Longstaff took an interest in demographic statistics and wrote several publications, including Studies in Statistics, Social, Political, and Medical (1891). He revived his interest in entomology during a trip through India and Sri Lanka in 1903 to 1904, accompanied by his second wife. He wrote a book Butterfly Hunting in Many Lands (1912). He collected some 14,000 specimens which were donated to the Hope collection at Oxford.

He was vice president of the Royal Statistical Society and the Royal Entomological Society. He was a fellow of the Linnean Society of London, the Geological Society of London, and the Royal Entomological Society.

During World War I, Longstaff volunteered as the chief inspector of the Wandsworth section from 1914 to 1917, resigning due to poor health.

== Personal life ==
Longstaff married Sara Leam Dixon of Southampton in 1875. They had two sons and two daughters. In 1906, he married his second wife, the geologist Mary Jane Donald.

He was active with the Charity Organisation Society for more than thirty years, serving as chairman for the Wandsworth committee.

Longstaff died at his home Highlands in Putney Heath, Wimbleton, London on 7 May 1921, after a long illness. He was buried in Putney Vale Cemetery.
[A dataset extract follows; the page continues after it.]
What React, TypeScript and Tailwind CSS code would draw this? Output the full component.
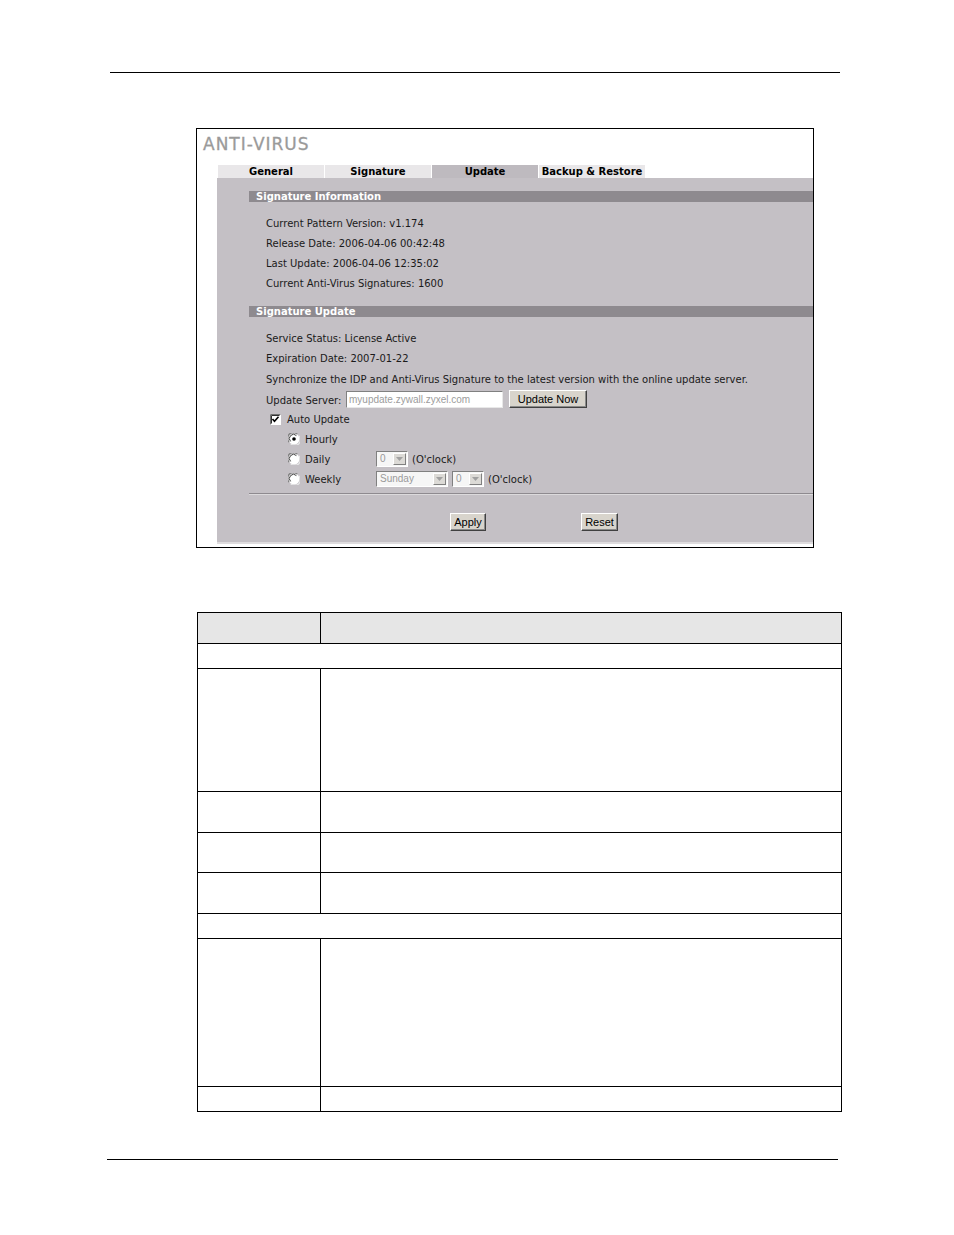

He donated £1000 to the Entomological Society before his death.

== Publications ==

=== Articles ===
- "The Recent Decline in the English Death-Rate Considered in Connection with the Causes of Death". Journal of the Statistical Society of London vol. 47, no. 2 (June 1884), pp. 221-258. .
- "Suggestions for the Census of 1891". Journal of the Royal Stattistical Society vol. 52, no. 3 (September 1889), pp. 436-467. .
- "Rural Depopulation". Journal of the Royal Statistical Society, vol. 56, no. 3 (September 1893), pp. 380-433. .
- "The Present Population of the Uinited Kingdom, 5th April, 1896". Journal of the Royal Statistical Society vol. 59, no. 2 (June 1896), pp. 387-392.

=== Books ===
- Studies in Statistics, Social, Political, and Medical. London: Edward Stanford, 1891.
- The Langstaffs of Teesdale and Weardale. Materials for a History of a Yeoman Family. London: Mitchell Hughes & Clarke, 1906.
- Butterfly-Hunting in Many Lands; Notes of a Field Naturalist. London: Longmans, Green, and Co., 1912.